Sound TV

History
- Launched: 26 February 2005
- Closed: Autumn 2005
- Former names: The Great British Television Channel (pre-launch)

= Sound TV =

Sound TV was a free-to-air television channel following the tradition of the variety show, which has not been popular in Britain since the 1980s. It aspired to give television exposure to acts (young and old) unable to acquire airtime on other channels.

The managing director of the channel was comedian and folk singer Richard Digance. Chris Tarrant and Mike Osman were executives and associates and Cornish comedian Jethro was a director.

The channel was managed by Information TV, a factual channel which broadcast on the same frequency between midnight and 16:00. Sound TV's launch was delayed several times under its working title of The Great British Television Channel.

==Opening night==

19:00 Mike Osman, Richard Digance and Jethro discussed the vision for the new channel, such as an opportunity to give television exposure and breaks to new talent. Digance commented that they could not financially compete with ITV, and therefore could not afford lavish productions such as Live at Her Majesty's.

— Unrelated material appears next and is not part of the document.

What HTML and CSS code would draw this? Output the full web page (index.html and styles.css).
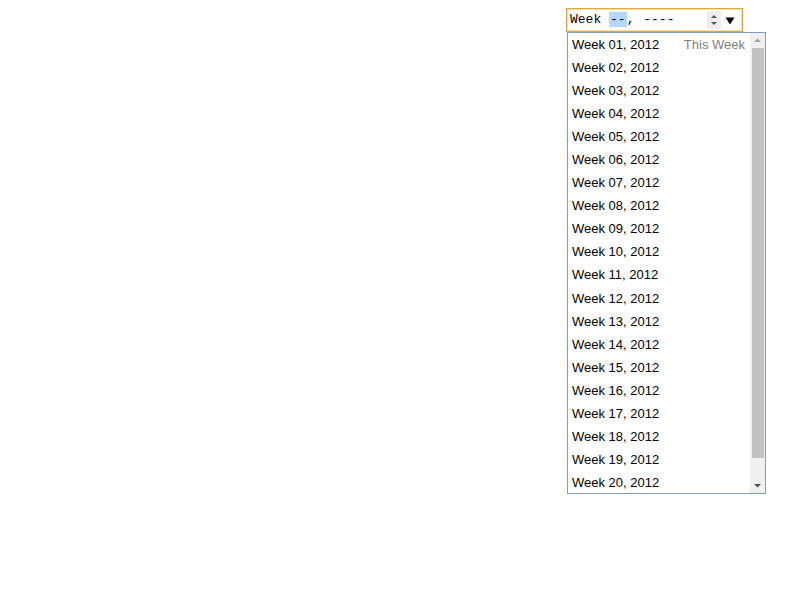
FILE: index.html
```html
<!DOCTYPE html>
<html>
<head>
<meta charset="utf-8">
<link rel="stylesheet" href="styles.css">
</head>
<body>
<div class="page">
  <div class="picker">
    <div class="field">
      <span class="txt">Week <span class="seg sel">--</span>, <span class="seg">----</span></span>
      <span class="spin">
        <svg width="14" height="18" viewBox="0 0 14 18"><path d="M4 7 L7 4 L10 7 Z" fill="#555"/><path d="M4 11 L7 14 L10 11 Z" fill="#555"/></svg>
      </span>
      <span class="drop">
        <svg width="10" height="8" viewBox="0 0 10 8"><path d="M0.5 0.5 L9.5 0.5 L5 7.5 Z" fill="#000"/></svg>
      </span>
    </div>
    <div class="list">
      <div class="rows">
        <div class="row"><span>Week 01, 2012</span><span class="tag">This Week</span></div>
        <div class="row">Week 02, 2012</div>
        <div class="row">Week 03, 2012</div>
        <div class="row">Week 04, 2012</div>
        <div class="row">Week 05, 2012</div>
        <div class="row">Week 06, 2012</div>
        <div class="row">Week 07, 2012</div>
        <div class="row">Week 08, 2012</div>
        <div class="row">Week 09, 2012</div>
        <div class="row">Week 10, 2012</div>
        <div class="row">Week 11, 2012</div>
        <div class="row">Week 12, 2012</div>
        <div class="row">Week 13, 2012</div>
        <div class="row">Week 14, 2012</div>
        <div class="row">Week 15, 2012</div>
        <div class="row">Week 16, 2012</div>
        <div class="row">Week 17, 2012</div>
        <div class="row">Week 18, 2012</div>
        <div class="row">Week 19, 2012</div>
        <div class="row">Week 20, 2012</div>
      </div>
      <div class="sb">
        <div class="sb-btn"><svg width="15" height="15" viewBox="0 0 15 15"><path d="M4 9 L7.5 5.5 L11 9 Z" fill="#a3a3a3"/></svg></div>
        <div class="sb-track"><div class="sb-thumb"></div></div>
        <div class="sb-btn"><svg width="15" height="15" viewBox="0 0 15 15"><path d="M4 6 L7.5 9.5 L11 6 Z" fill="#505050"/></svg></div>
      </div>
    </div>
  </div>
</div>
</body>
</html>
```

FILE: styles.css
```css
html, body {
  margin: 0;
  padding: 0;
  background: #fff;
}
.page {
  width: 800px;
  height: 600px;
  padding: 8px 0 0 566px;
  box-sizing: border-box;
}
.picker {
  position: relative;
  width: 177px;
}
.field {
  box-sizing: border-box;
  width: 177px;
  height: 24px;
  border: 1px solid #e3a53f;
  box-shadow: inset 0 0 0 1px #f6dcae;
  display: flex;
  align-items: center;
  padding-left: 3px;
  font-family: "Liberation Mono", monospace;
  font-size: 13px;
  color: #000;
}
.txt {
  white-space: pre;
  flex: 1;
  line-height: 16px;
}
.seg {
  padding: 0 1px;
}
.sel {
  background: #b3d7ff;
}
.spin {
  width: 14px;
  height: 18px;
  background: #ececec;
  display: flex;
  margin-right: 4px;
}
.drop {
  width: 10px;
  height: 8px;
  display: flex;
  margin-right: 7px;
  margin-top: 1px;
}
.list {
  position: absolute;
  left: 1px;
  top: 24px;
  width: 199px;
  height: 462px;
  box-sizing: border-box;
  border: 1px solid #7f9db9;
  background: #fff;
  display: flex;
  font-family: "Liberation Sans", Arial, sans-serif;
  font-size: 13px;
  color: #000;
}
.rows {
  flex: 1;
  overflow: hidden;
}
.row {
  height: 23.06px;
  line-height: 23px;
  padding: 0 5px 0 4px;
  display: flex;
  justify-content: space-between;
  white-space: nowrap;
}
.tag {
  color: #808080;
}
.sb {
  width: 15px;
  background: #f0f0f0;
  display: flex;
  flex-direction: column;
}
.sb-btn {
  height: 15px;
  display: flex;
}
.sb-track {
  flex: 1;
  padding: 0 1px 0 2px;
}
.sb-thumb {
  height: 410px;
  background: #c1c1c1;
}
```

They contrasted themselves to other television executives: if the turn acts didn't turn up, they said, then they themselves could do the gig.

19:30 Golden Moments

20:00 The New Variety Show — From Jethro's club in Devon

22:00 Inside the Comedy Mind — Alan King meets Robin Williams

23:00 Classic Concert — Johnny Dickinson

==Closure==
Richard Digance resigned from the board of directors in August following creative differences and the station went off air soon after (because of cashflow problems).

Administrators Portland Business Solutions were called in on 3 October 2005. The slot reverted to Information TV.